▸ Data entries
━━━━
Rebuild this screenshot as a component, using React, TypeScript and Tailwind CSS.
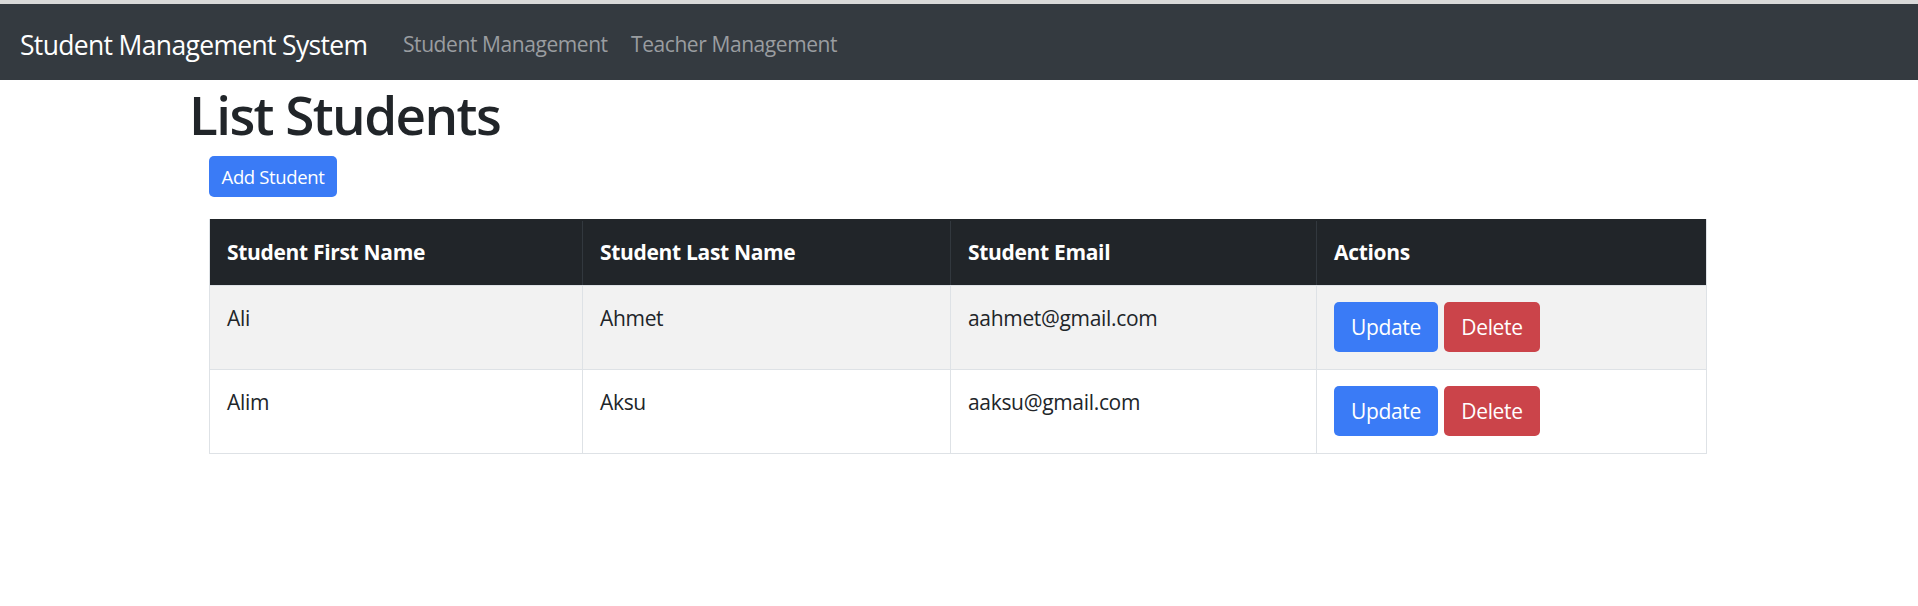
import React from "react";

const students = [
  { first: "Ali", last: "Ahmet", email: "aahmet@gmail.com" },
  { first: "Alim", last: "Aksu", email: "aaksu@gmail.com" },
];

const cols = "grid grid-cols-[373px_368px_366px_391px]";

export default function App() {
  return (
    <div className="min-h-[606px] bg-white font-['Open_Sans','Noto_Sans',sans-serif] text-[#212529]">
      <div className="h-[4px] bg-[#d9d9d9]" />
      <nav className="flex h-[76px] items-center bg-[#343a40] pl-[20px] pt-[5px]">
        <a className="block w-[383px] text-[26.5px] leading-[38px] tracking-[-0.025em] text-white">Student Management System</a>
        <div className="flex items-center text-[21px] leading-[33px] tracking-[-0.02em] text-[#9a9da0]">
          <a className="block w-[228px]">Student Management</a>
          <a className="block">Teacher Management</a>
        </div>
      </nav>
      <main className="mx-auto w-[1540px]">
        <h1 className="mt-[2px] text-[53px] font-semibold leading-[66px] tracking-[-0.03em]">List Students</h1>
        <div className="px-[20px]">
          <button className="mt-[8px] flex h-[41px] w-[128px] items-center justify-center rounded-[5px] bg-[#3a7bf6] text-[18.5px] tracking-[-0.02em] text-white">
            Add Student
          </button>
          <div className="mt-[22px] w-[1498px] border border-t-0 border-[#dee2e6] tracking-[-0.02em]">
            <div className={`${cols} h-[66px] bg-[#212529] pt-[2px] text-[21px] font-bold text-white`}>
              <div className="flex items-center border-r border-[#32383e] px-[17px]">Student First Name</div>
              <div className="flex items-center border-r border-[#32383e] px-[17px]">Student Last Name</div>
              <div className="flex items-center border-r border-[#32383e] px-[17px]">Student Email</div>
              <div className="flex items-center px-[17px]">Actions</div>
            </div>
            {students.map((s, i) => (
              <div
                key={s.email}
                className={`${cols} h-[84px] border-t border-[#dee2e6] text-[21px] leading-[33px] ${i === 0 ? "bg-[#f2f2f2]" : "bg-white"}`}
              >
                <div className="border-r border-[#dee2e6] px-[17px] pt-[16px]">{s.first}</div>
                <div className="border-r border-[#dee2e6] px-[17px] pt-[16px]">{s.last}</div>
                <div className="border-r border-[#dee2e6] px-[17px] pt-[16px]">{s.email}</div>
                <div className="flex items-start gap-[6px] px-[17px] pt-[16px]">
                  <button className="flex h-[50px] w-[104px] items-center justify-center rounded-[5px] bg-[#3a7bf6] text-[21px] text-white">
                    Update
                  </button>
                  <button className="flex h-[50px] w-[96px] items-center justify-center rounded-[5px] bg-[#cb444a] text-[21px] text-white">
                    Delete
                  </button>
                </div>
              </div>
            ))}
          </div>
        </div>
      </main>
    </div>
  );
}
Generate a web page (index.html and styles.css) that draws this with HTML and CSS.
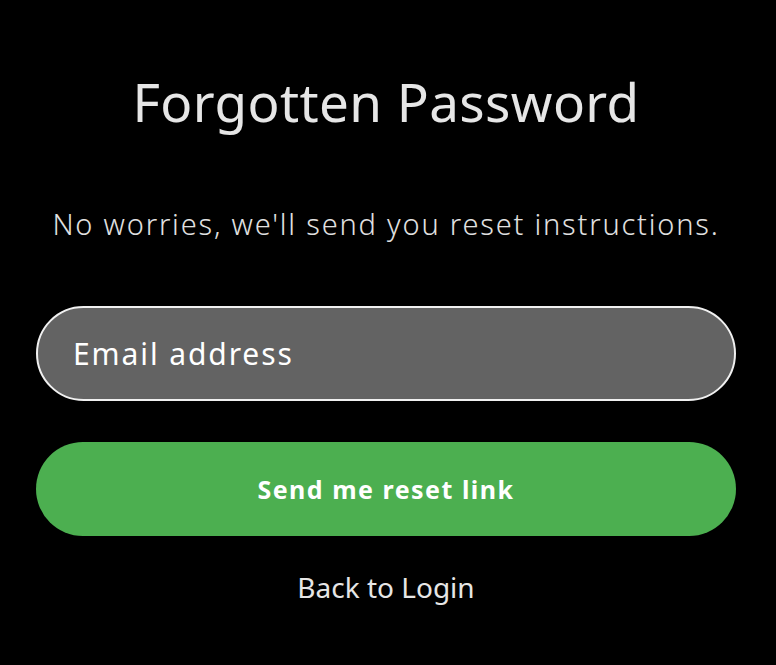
FILE: index.html
```html
<!DOCTYPE html>
<html>
<head>
<meta charset="utf-8">
<link rel="stylesheet" href="styles.css">
</head>
<body>
<main class="card">
  <h1 class="title">Forgotten Password</h1>
  <p class="subtitle">No worries, we'll send you reset instructions.</p>
  <form class="form">
    <input class="email" type="email" placeholder="Email address">
    <button class="submit" type="button">Send me reset link</button>
  </form>
  <a class="back" href="#">Back to Login</a>
</main>
</body>
</html>
```
FILE: styles.css
```css
html, body {
  margin: 0;
  padding: 0;
  background: #000;
}
body {
  font-family: "Noto Sans", "Open Sans", sans-serif;
  color: #e6e6e6;
}
.card {
  display: flex;
  flex-direction: column;
  align-items: center;
  padding: 66px 40px 0 36px;
}
.title {
  margin: 0;
  font-size: 53px;
  font-weight: 400;
  line-height: 72px;
  letter-spacing: 0.4px;
  color: #e6e6e6;
}
.subtitle {
  margin: 66px 0 0;
  font-size: 29px;
  font-weight: 300;
  line-height: 40px;
  letter-spacing: 1.8px;
  color: #e0e0e0;
}
.form {
  width: 700px;
  margin-top: 62px;
  display: flex;
  flex-direction: column;
  gap: 41px;
}
.email {
  box-sizing: border-box;
  height: 95px;
  width: 100%;
  border: 2px solid #f0f0f0;
  border-radius: 48px;
  background: #636363;
  padding: 0 35px;
  font-family: inherit;
  font-size: 30px;
  letter-spacing: 1.9px;
  color: #fff;
  outline: none;
}
.email::placeholder {
  color: #fff;
  opacity: 1;
}
.submit {
  height: 94px;
  width: 100%;
  border: none;
  border-radius: 47px;
  background: #4caf50;
  color: #fff;
  font-family: inherit;
  font-size: 25px;
  font-weight: 700;
  letter-spacing: 1.5px;
}
.back {
  margin-top: 33px;
  font-size: 28px;
  line-height: 36px;
  color: #e6e6e6;
  text-decoration: none;
}
```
━━━━
▸ SHORT PROBLEM
Find and count the lines of the data that include the string "this", and report that figure by itself.

▸ THE ANSWER
2